Sobhani, then a Montgomery County resident, reported spending about $8.1 million, of which nearly 98 percent came out of his own pocket. As CEO of a wealth management firm with 10 offices along the East Coast and in the Midwest, Simon could be in a position to give or lend significant personal funds to his campaign.
Simon joined Bronfman Rothschild in 2015, when that firm acquired Highline Wealth Management, which Simon founded in 2002. He is a past board chairman of the Community Foundation of Montgomery County.
Simon’s interest in a Senate run was first reported by the Maryland Reporter, which said he has been in conversations with the Colorado-based Centrist Project. On its website, the group describes itself as a “grassroots organization … encouraging more independent candidates to run for public office to put our country ahead of any political faction in order to solve problems.”

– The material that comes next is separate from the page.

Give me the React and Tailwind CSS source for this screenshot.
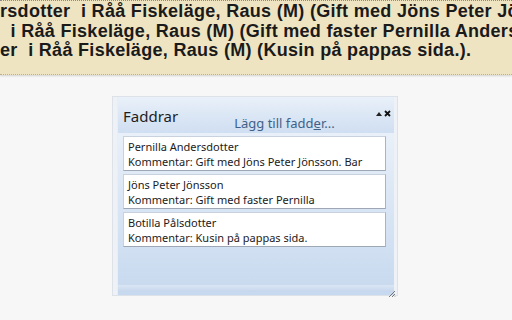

Madaleno to accept public financing in gubernatorial bid
State Sen. Rich Madaleno (D-Kensington) announced Friday he would use the state’s public campaign financing system to help fund his run for governor. Under the system, Madaleno can raise as much as $2.8 million with about half of that being provided to him in matching public funds.
The choice to accept public financing will enable Madaleno to raise funds during the 90-day 2018 General Assembly session, as long as individuals provide donations of up to $250, according to The Baltimore Sun. Had he not accepted public financing, Madaleno, as a state elected official, would not have been able to raise money during the session.
In 2014, Republican Gov. Larry Hogan used the public financing system to defeat his Democratic opponent Anthony Brown—who outspent Hogan by a 3-to-1 margin. Madaleno told the Sun he hopes to do the same to Hogan, who has been fundraising consistently since winning the election and reported having $4.6 million in his campaign account in January.
Madaleno is the first of eight Democrats pursuing the party’s gubernatorial nomination to choose public financing, according to the Sun.